__What you need to do__
Copy each line of the entries that contains the word "this".

## start Information shown

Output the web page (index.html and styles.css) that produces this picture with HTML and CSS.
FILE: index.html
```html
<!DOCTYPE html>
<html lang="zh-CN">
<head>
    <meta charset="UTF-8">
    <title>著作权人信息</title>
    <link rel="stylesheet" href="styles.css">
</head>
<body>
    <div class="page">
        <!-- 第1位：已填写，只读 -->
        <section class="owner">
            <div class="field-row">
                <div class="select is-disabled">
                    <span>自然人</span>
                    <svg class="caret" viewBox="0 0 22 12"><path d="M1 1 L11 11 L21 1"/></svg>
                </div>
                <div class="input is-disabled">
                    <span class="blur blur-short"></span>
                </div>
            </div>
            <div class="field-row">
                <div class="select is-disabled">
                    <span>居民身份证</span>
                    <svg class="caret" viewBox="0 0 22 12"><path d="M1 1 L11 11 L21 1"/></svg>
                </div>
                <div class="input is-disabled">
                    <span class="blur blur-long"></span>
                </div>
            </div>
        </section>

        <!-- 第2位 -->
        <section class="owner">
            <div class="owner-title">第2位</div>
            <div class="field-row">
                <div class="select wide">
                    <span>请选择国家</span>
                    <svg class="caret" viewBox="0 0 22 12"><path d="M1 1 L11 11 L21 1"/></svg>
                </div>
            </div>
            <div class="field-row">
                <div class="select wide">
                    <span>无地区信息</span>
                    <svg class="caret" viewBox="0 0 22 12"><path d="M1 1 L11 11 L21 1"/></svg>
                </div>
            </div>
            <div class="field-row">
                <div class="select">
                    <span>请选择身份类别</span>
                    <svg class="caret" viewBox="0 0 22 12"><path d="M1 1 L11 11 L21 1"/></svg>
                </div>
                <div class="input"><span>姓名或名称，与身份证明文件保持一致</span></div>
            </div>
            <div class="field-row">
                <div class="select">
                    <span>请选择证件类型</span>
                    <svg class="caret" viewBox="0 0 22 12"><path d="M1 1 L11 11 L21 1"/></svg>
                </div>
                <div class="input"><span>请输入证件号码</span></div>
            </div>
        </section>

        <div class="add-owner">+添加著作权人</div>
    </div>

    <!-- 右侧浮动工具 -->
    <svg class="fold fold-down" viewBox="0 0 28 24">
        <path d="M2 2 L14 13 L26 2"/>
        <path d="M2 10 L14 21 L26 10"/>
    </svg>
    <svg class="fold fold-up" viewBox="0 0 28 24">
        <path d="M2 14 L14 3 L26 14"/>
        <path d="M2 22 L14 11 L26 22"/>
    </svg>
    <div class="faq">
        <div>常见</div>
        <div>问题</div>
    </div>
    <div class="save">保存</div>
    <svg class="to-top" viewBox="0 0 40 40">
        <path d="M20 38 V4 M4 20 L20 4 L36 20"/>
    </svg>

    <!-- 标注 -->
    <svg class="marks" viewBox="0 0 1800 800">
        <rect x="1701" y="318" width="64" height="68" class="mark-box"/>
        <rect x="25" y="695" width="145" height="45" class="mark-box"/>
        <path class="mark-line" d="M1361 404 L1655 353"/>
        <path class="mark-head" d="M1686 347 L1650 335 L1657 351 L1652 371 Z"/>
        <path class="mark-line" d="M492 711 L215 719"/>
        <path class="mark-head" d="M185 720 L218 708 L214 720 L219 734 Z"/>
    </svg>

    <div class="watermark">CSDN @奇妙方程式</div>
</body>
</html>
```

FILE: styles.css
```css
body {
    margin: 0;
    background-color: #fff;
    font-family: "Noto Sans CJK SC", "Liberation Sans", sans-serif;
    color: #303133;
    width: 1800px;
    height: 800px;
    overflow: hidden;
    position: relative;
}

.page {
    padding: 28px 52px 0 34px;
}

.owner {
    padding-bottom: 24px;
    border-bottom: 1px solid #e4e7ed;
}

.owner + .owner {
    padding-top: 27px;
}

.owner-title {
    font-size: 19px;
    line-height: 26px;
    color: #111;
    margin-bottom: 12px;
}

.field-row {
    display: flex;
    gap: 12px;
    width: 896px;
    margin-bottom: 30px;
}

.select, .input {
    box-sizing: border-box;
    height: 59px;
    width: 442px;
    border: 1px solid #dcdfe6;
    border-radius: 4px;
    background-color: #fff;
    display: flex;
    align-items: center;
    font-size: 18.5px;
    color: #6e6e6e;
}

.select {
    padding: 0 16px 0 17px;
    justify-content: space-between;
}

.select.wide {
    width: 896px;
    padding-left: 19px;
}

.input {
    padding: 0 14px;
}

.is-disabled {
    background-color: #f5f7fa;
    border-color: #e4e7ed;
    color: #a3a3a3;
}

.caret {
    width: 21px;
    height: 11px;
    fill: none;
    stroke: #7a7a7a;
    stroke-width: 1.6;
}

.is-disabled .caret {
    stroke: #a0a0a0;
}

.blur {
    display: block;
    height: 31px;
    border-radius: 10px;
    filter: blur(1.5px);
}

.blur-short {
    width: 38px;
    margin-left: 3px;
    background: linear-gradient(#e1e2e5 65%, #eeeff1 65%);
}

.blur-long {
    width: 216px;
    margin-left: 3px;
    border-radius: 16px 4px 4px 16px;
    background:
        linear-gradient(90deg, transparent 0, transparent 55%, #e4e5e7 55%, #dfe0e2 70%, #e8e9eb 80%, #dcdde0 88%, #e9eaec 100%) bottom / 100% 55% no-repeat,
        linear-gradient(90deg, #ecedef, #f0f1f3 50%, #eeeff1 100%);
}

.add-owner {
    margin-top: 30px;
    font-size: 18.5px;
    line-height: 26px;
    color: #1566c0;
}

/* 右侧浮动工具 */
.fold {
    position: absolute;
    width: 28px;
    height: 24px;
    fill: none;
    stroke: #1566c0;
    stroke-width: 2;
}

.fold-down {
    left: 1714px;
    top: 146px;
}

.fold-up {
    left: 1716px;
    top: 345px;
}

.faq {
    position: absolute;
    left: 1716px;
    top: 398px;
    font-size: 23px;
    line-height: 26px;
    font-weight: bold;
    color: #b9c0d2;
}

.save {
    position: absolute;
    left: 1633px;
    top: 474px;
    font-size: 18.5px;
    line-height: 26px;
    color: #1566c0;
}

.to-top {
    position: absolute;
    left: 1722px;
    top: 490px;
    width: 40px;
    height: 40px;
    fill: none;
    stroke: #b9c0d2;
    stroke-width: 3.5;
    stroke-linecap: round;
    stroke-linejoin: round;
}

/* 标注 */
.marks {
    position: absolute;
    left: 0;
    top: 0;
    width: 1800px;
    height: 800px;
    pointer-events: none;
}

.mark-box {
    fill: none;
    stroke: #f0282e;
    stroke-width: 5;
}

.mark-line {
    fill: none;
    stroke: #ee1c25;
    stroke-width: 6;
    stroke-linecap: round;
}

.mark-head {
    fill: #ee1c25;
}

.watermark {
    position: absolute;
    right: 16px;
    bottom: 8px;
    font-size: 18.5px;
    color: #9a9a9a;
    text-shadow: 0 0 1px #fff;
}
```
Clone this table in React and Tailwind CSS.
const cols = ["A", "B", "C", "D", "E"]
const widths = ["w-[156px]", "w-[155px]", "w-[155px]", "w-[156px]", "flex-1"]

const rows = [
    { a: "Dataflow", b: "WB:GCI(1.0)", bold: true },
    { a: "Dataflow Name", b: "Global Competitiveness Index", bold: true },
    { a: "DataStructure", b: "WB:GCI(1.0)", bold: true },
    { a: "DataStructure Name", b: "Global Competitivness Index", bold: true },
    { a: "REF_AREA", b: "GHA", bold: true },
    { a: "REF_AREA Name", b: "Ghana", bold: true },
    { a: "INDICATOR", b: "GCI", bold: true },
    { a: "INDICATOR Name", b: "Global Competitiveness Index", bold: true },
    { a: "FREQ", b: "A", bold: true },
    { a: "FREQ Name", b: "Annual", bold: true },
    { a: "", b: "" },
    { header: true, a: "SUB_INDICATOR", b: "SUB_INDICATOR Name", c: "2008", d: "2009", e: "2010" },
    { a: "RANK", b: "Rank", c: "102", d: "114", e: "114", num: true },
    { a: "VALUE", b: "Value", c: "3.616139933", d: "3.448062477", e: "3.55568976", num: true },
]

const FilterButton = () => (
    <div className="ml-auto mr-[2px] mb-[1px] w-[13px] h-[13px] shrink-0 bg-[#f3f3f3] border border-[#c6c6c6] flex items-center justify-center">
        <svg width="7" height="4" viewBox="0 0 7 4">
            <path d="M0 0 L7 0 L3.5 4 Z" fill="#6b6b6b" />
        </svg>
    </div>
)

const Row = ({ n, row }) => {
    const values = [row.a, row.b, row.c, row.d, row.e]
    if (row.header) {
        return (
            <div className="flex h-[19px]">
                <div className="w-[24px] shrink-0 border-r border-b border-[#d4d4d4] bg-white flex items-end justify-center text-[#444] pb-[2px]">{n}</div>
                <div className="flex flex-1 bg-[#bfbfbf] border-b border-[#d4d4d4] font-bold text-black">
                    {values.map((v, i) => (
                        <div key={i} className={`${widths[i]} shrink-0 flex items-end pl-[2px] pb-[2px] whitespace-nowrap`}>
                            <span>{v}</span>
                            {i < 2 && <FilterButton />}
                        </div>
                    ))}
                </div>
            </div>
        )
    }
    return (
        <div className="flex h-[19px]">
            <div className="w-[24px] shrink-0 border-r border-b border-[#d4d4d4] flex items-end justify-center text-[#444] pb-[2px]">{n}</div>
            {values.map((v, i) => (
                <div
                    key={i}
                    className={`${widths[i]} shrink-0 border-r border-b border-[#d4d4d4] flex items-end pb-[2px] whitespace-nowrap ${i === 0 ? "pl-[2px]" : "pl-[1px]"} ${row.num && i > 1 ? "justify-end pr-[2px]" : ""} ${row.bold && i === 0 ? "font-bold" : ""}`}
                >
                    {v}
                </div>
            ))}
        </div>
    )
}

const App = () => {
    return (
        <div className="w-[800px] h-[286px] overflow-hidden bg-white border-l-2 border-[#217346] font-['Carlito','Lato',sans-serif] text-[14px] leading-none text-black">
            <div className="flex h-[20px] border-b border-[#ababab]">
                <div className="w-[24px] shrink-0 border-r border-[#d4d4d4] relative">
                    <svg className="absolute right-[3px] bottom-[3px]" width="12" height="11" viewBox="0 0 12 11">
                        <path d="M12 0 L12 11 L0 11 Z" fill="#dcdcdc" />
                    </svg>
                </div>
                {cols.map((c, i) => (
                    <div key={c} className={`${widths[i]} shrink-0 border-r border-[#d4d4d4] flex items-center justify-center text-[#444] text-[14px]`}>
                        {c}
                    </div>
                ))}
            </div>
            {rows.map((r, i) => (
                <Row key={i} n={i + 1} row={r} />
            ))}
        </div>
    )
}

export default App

## end Information shown

__Written answer__
Output the web page (index.html and styles.css) that produces this picture with HTML and CSS.
Clone this table in React and Tailwind CSS.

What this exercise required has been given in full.